Please repeat all of the listing exactly.

:::::

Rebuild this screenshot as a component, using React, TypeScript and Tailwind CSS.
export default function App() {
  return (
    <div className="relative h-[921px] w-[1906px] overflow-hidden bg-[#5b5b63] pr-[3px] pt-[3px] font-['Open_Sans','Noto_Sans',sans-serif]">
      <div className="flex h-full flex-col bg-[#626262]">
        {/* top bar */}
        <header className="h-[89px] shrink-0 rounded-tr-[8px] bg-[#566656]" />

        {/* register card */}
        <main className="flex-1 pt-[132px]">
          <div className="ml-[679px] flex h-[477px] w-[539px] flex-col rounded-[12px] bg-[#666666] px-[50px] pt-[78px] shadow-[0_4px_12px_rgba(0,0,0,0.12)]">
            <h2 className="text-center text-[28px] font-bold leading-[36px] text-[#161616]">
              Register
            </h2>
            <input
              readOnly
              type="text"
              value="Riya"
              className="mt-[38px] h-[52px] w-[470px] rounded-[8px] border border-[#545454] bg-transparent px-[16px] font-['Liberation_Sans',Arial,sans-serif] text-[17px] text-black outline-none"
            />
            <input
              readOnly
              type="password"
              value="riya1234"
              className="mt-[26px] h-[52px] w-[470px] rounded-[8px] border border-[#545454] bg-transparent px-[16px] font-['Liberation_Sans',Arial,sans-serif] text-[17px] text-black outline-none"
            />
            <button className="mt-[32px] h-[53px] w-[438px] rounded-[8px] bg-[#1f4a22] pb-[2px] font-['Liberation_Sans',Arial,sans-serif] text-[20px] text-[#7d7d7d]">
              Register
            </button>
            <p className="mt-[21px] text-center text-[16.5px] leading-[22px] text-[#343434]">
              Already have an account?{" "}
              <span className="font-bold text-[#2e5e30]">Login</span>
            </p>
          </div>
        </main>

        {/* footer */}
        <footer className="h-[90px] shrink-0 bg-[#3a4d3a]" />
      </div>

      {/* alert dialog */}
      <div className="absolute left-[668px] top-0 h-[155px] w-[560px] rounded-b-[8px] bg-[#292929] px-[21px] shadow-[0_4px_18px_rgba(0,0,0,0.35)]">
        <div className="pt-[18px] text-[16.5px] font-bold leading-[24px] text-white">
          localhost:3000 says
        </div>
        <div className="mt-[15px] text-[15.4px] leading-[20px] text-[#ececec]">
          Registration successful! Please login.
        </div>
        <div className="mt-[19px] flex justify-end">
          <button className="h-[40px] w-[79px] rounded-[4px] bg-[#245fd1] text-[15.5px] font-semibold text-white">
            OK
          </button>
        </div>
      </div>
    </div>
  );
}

:::::

*TASK ANSWER*
Rebuild this screenshot as a component, using React, TypeScript and Tailwind CSS.
export default function App() {
  return (
    <div className="relative h-[921px] w-[1906px] overflow-hidden bg-[#5b5b63] pr-[3px] pt-[3px] font-['Open_Sans','Noto_Sans',sans-serif]">
      <div className="flex h-full flex-col bg-[#626262]">
        {/* top bar */}
        <header className="h-[89px] shrink-0 rounded-tr-[8px] bg-[#566656]" />

        {/* register card */}
        <main className="flex-1 pt-[132px]">
          <div className="ml-[679px] flex h-[477px] w-[539px] flex-col rounded-[12px] bg-[#666666] px-[50px] pt-[78px] shadow-[0_4px_12px_rgba(0,0,0,0.12)]">
            <h2 className="text-center text-[28px] font-bold leading-[36px] text-[#161616]">
              Register
            </h2>
            <input
              readOnly
              type="text"
              value="Riya"
              className="mt-[38px] h-[52px] w-[470px] rounded-[8px] border border-[#545454] bg-transparent px-[16px] font-['Liberation_Sans',Arial,sans-serif] text-[17px] text-black outline-none"
            />
            <input
              readOnly
              type="password"
              value="riya1234"
              className="mt-[26px] h-[52px] w-[470px] rounded-[8px] border border-[#545454] bg-transparent px-[16px] font-['Liberation_Sans',Arial,sans-serif] text-[17px] text-black outline-none"
            />
            <button className="mt-[32px] h-[53px] w-[438px] rounded-[8px] bg-[#1f4a22] pb-[2px] font-['Liberation_Sans',Arial,sans-serif] text-[20px] text-[#7d7d7d]">
              Register
            </button>
            <p className="mt-[21px] text-center text-[16.5px] leading-[22px] text-[#343434]">
              Already have an account?{" "}
              <span className="font-bold text-[#2e5e30]">Login</span>
            </p>
          </div>
        </main>

        {/* footer */}
        <footer className="h-[90px] shrink-0 bg-[#3a4d3a]" />
      </div>

      {/* alert dialog */}
      <div className="absolute left-[668px] top-0 h-[155px] w-[560px] rounded-b-[8px] bg-[#292929] px-[21px] shadow-[0_4px_18px_rgba(0,0,0,0.35)]">
        <div className="pt-[18px] text-[16.5px] font-bold leading-[24px] text-white">
          localhost:3000 says
        </div>
        <div className="mt-[15px] text-[15.4px] leading-[20px] text-[#ececec]">
          Registration successful! Please login.
        </div>
        <div className="mt-[19px] flex justify-end">
          <button className="h-[40px] w-[79px] rounded-[4px] bg-[#245fd1] text-[15.5px] font-semibold text-white">
            OK
          </button>
        </div>
      </div>
    </div>
  );
}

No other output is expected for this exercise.